Invest in Türkiye states that international investors have the same rights and liabilities as local investors, that company establishment is handled at Trade Registry Directorates designed as a one-stop shop, and that the process is completed within the same day in that filing context. The same source says trade registration transactions are fulfilled through MERSIS, and the MERSIS portal is the central electronic registration lane. For buyers, the takeaway is simple: the legal supplier should be traceable, stable, and consistent across the full transaction file.

Which capacity and subcontracting questions matter most?

Ask how much of the order stays in-house, which operations move to outside workshops, what happens during maintenance or machine failure, and whether the line can hold your required cadence without eroding quality. Capacity is not a single number on a sales deck. It is a live mix of shifts, bottlenecks, technicians, tooling health, and supplier honesty.
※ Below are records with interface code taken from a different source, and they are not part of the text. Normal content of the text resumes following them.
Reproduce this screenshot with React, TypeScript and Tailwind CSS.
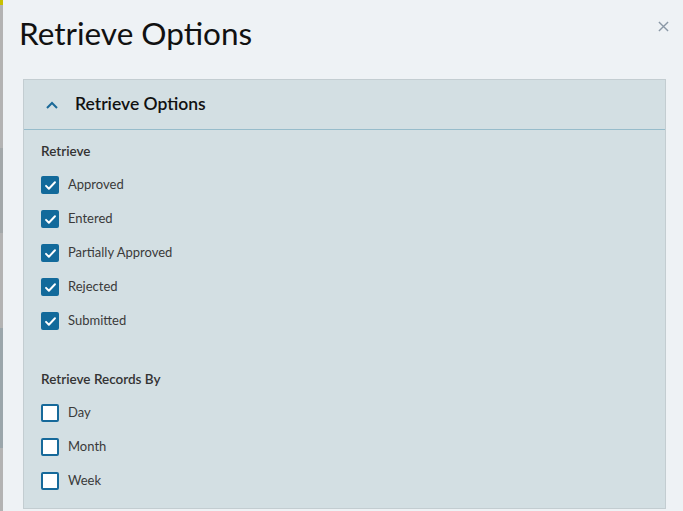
import React from 'react';

const font = { fontFamily: '"Source Sans Pro", Lato, "Noto Sans", sans-serif' };

const statusOptions = [
    { label: 'Approved', checked: true },
    { label: 'Entered', checked: true },
    { label: 'Partially Approved', checked: true },
    { label: 'Rejected', checked: true },
    { label: 'Submitted', checked: true },
];

const periodOptions = [
    { label: 'Day', checked: false },
    { label: 'Month', checked: false },
    { label: 'Week', checked: false },
];

const CheckRow: React.FC<{ label: string; checked: boolean }> = ({ label, checked }) => (
    <label className="flex items-center h-[34px] gap-[9px]">
        {checked ? (
            <span className="w-[18px] h-[18px] rounded-[2px] bg-[#126a9b] flex items-center justify-center">
                <svg viewBox="0 0 16 16" className="w-[13px] h-[13px]" fill="none" stroke="white" strokeWidth={2.4} strokeLinecap="round" strokeLinejoin="round">
                    <path d="M2.5 8.5l3.5 3.5 7.5-8" />
                </svg>
            </span>
        ) : (
            <span className="w-[18px] h-[18px] rounded-[2px] border-2 border-[#16699a] bg-white" />
        )}
        <span className="text-[13px] text-[#3a3a3a]">{label}</span>
    </label>
);

const App: React.FC = () => {
    return (
        <div className="w-[683px] h-[511px] overflow-hidden flex bg-[#eef2f5]" style={font}>
            <div className="w-[3px] h-full flex flex-col bg-[#b3b3b3]">
                <div className="h-[5px] bg-[#c8c000]" />
                <div className="h-[143px]" />
                <div className="h-[85px] bg-[#a3a8aa]" />
                <div className="h-[95px]" />
                <div className="h-[120px] bg-[#9ba6ab]" />
            </div>
            <div className="flex-1 flex flex-col">
                <div className="flex items-start justify-between h-[79px] pl-[16px] pr-[14px]">
                    <h1 className="text-[31.5px] leading-none mt-[18px] text-[#111]">Retrieve Options</h1>
                    <button className="mt-[21px] text-[#8a98a6]">
                        <svg viewBox="0 0 12 12" className="w-[11px] h-[11px]" stroke="currentColor" strokeWidth={1.5}>
                            <path d="M1 1l10 10M11 1L1 11" />
                        </svg>
                    </button>
                </div>
                <div className="ml-[20px] w-[643px] h-[430px] bg-[#d3dfe3] border border-[#c3cdd1]">
                    <div className="h-[50px] flex items-center pl-[22px] border-b border-[#97bccb] gap-[17px]">
                        <svg viewBox="0 0 12 8" className="w-[12px] h-[8px]" fill="none" stroke="#1b6a98" strokeWidth={2}>
                            <path d="M1 7l5-5 5 5" />
                        </svg>
                        <span className="text-[17.5px] font-semibold text-[#111]">Retrieve Options</span>
                    </div>
                    <div className="pl-[17px] pt-[11px]">
                        <div className="text-[13.5px] font-semibold text-[#333] h-[20px] mb-[7px]">Retrieve</div>
                        {statusOptions.map((o) => (
                            <CheckRow key={o.label} {...o} />
                        ))}
                        <div className="text-[13.5px] font-semibold text-[#333] h-[20px] mt-[31px] mb-[7px]">Retrieve Records By</div>
                        {periodOptions.map((o) => (
                            <CheckRow key={o.label} {...o} />
                        ))}
                    </div>
                </div>
            </div>
        </div>
    );
};

export default App;
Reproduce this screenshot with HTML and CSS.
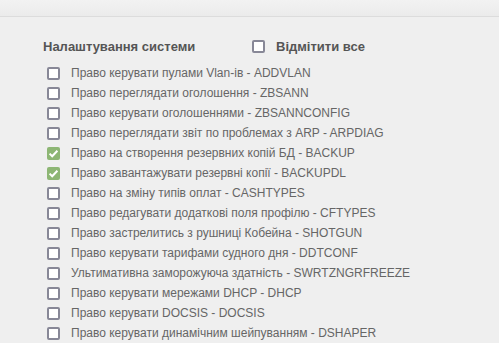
FILE: index.html
```html
<!DOCTYPE html>
<html lang="uk">
<head>
<meta charset="UTF-8">
<title>Налаштування системи</title>
<link rel="stylesheet" href="styles.css">
</head>
<body>

<div class="topbar"></div>

<div class="panel">
  <div class="head">
    <span class="title">Налаштування системи</span>
    <label class="all"><input type="checkbox"> Відмітити все</label>
  </div>

  <div class="rights">
    <label class="row"><input type="checkbox"> Право керувати пулами Vlan-ів - ADDVLAN</label>
    <label class="row"><input type="checkbox"> Право переглядати оголошення - ZBSANN</label>
    <label class="row"><input type="checkbox"> Право керувати оголошеннями - ZBSANNCONFIG</label>
    <label class="row"><input type="checkbox"> Право переглядати звіт по проблемах з ARP - ARPDIAG</label>
    <label class="row"><input type="checkbox" checked> Право на створення резервних копій БД - BACKUP</label>
    <label class="row"><input type="checkbox" checked> Право завантажувати резервні копії - BACKUPDL</label>
    <label class="row"><input type="checkbox"> Право на зміну типів оплат - CASHTYPES</label>
    <label class="row"><input type="checkbox"> Право редагувати додаткові поля профілю - CFTYPES</label>
    <label class="row"><input type="checkbox"> Право застрелитись з рушниці Кобейна - SHOTGUN</label>
    <label class="row"><input type="checkbox"> Право керувати тарифами судного дня - DDTCONF</label>
    <label class="row"><input type="checkbox"> Ультимативна заморожуюча здатність - SWRTZNGRFREEZE</label>
    <label class="row"><input type="checkbox"> Право керувати мережами DHCP - DHCP</label>
    <label class="row"><input type="checkbox"> Право керувати DOCSIS - DOCSIS</label>
    <label class="row"><input type="checkbox"> Право керувати динамічним шейпуванням - DSHAPER</label>
  </div>
</div>

</body>
</html>
```

FILE: styles.css
```css
body {
  margin: 0;
  font-family: "Liberation Sans", Arial, sans-serif;
  background: #efefef;
  color: #666;
}

.topbar {
  height: 16px;
  background: linear-gradient(#f2f2f2, #ebebeb);
  border-bottom: 1px solid #dcdcdc;
}

.panel {
  padding: 20px 0 0 43px;
}

.head {
  display: flex;
  align-items: center;
  height: 18px;
}

.title {
  font-size: 13px;
  font-weight: bold;
  color: #555;
  width: 209px;
}

.all {
  display: flex;
  align-items: center;
  gap: 11px;
  font-size: 13px;
  font-weight: bold;
  color: #555;
}

.rights {
  margin-top: 8px;
  padding-left: 4px;
}

.row {
  display: flex;
  align-items: center;
  gap: 11px;
  height: 20px;
  font-size: 12px;
}

input[type="checkbox"] {
  appearance: none;
  -webkit-appearance: none;
  margin: 0;
  width: 13px;
  height: 13px;
  border: 2px solid #888897;
  border-radius: 2px;
  background: #fff;
  box-sizing: border-box;
  flex: none;
}

input[type="checkbox"]:checked {
  border: none;
  background: #8db674 url("data:image/svg+xml;utf8,<svg xmlns='http://www.w3.org/2000/svg' viewBox='0 0 13 13'><path d='M2.6 6.6l2.6 2.6L10.4 3.8' fill='none' stroke='white' stroke-width='2'/></svg>") no-repeat center;
}
```
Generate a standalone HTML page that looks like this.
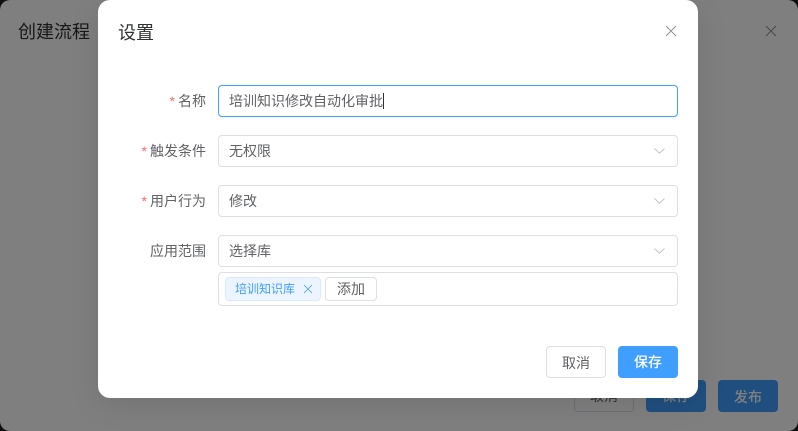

TSE's special surveillance page is useful because it explicitly covers supplier and dealer evaluation, second- and third-party surveillance, conformity monitoring against standards, regulations, and customer requirements, plus pre-shipment and post-shipment supervision. That gives buyers a practical checklist for scaling. If finishing, coating, packing, or secondary assembly will move outside the main plant, treat that as a controlled extension of the factory, not as a side note.

How should quality control and documentation change as volume grows?

At higher volume, an approved sample is no longer enough. You need named checkpoints, revision control, packaging approval, release criteria, and a shipment file that still matches the production reality. If the factory changes a carton spec, resin, finish, or subcontractor without formal sign-off, the problem is rarely visible on day one. It shows up later in rejects, claims, or customs friction.

The documentation side matters just as much. The European Commission's importers page says the importer has to verify that the manufacturer outside the EU has taken the necessary steps for the product to be placed on the EU market and that the EU Declaration of Conformity and technical documentation are available upon request. So if the goods are EU-bound, ask early who keeps test reports current, who owns declarations, and how product changes are logged before scale creates a document mess.

What should happen to payment terms and shipment planning as output rises?

As output rises, payment should move closer to evidence and farther from optimism. Deposits, progress releases, and final balances need to match visible milestones such as approved pre-production samples, passed inspections, or shipment documents. Bigger volume also means a mistake in one payment trigger can lock up far more cash than it did during the trial run.

This is where the side files start to matter. Use the payments guide to tighten release logic and the import-export guide to keep shipment and customs steps aligned with the commercial file. A supplier can be strong on manufacturing and still weak on document sequencing. Scaling exposes that gap quickly.

When does local Turkish support start to pay for itself?

Local support starts to pay for itself when orders become regular, engineering changes become frequent, or more than one supplier is feeding the same program. At that point you are no longer buying a batch. You are managing an operating lane. Inspections, escalation speed, warehousing decisions, and handoffs to logistics or customs start to need local coordination.

If the program is moving in that direction, Corpenza's manufacturing and production services can help structure the local layer. If you need to scope the lane before you commit, use the contact page and map the plant, subcontractor, QC, payment, and shipment points on one page. That exercise usually shows very quickly whether the factory is ready to grow with you.

Frequently asked questions

Can one Turkish manufacturer handle both pilot and scale?

Sometimes yes. The answer depends on line capacity, subcontracting visibility, tooling maintenance, and how well the factory controls version changes once volume rises.

Should subcontracting automatically kill the project?

No. It becomes a problem when it is hidden or unmanaged. Named subcontractors, clear scope, and inspection rights make a big difference.

Do I need a Turkish company to scale manufacturing in Turkey?

Usually no for the first growth phase. A local entity becomes more useful when recurring orders, staffing, warehousing, or on-the-ground coordination become routine.

What is the first warning sign that scale is arriving too fast?

The first warning sign is usually drift between the commercial promise and the operating file. Bank details change, packaging remains unapproved, subcontractors appear late, or the shipment document pack is still vague while production is already moving.

This is general information, not legal or tax advice. Product rules, customs obligations, and contract risk depend on the goods, the destination market, and the supplier file.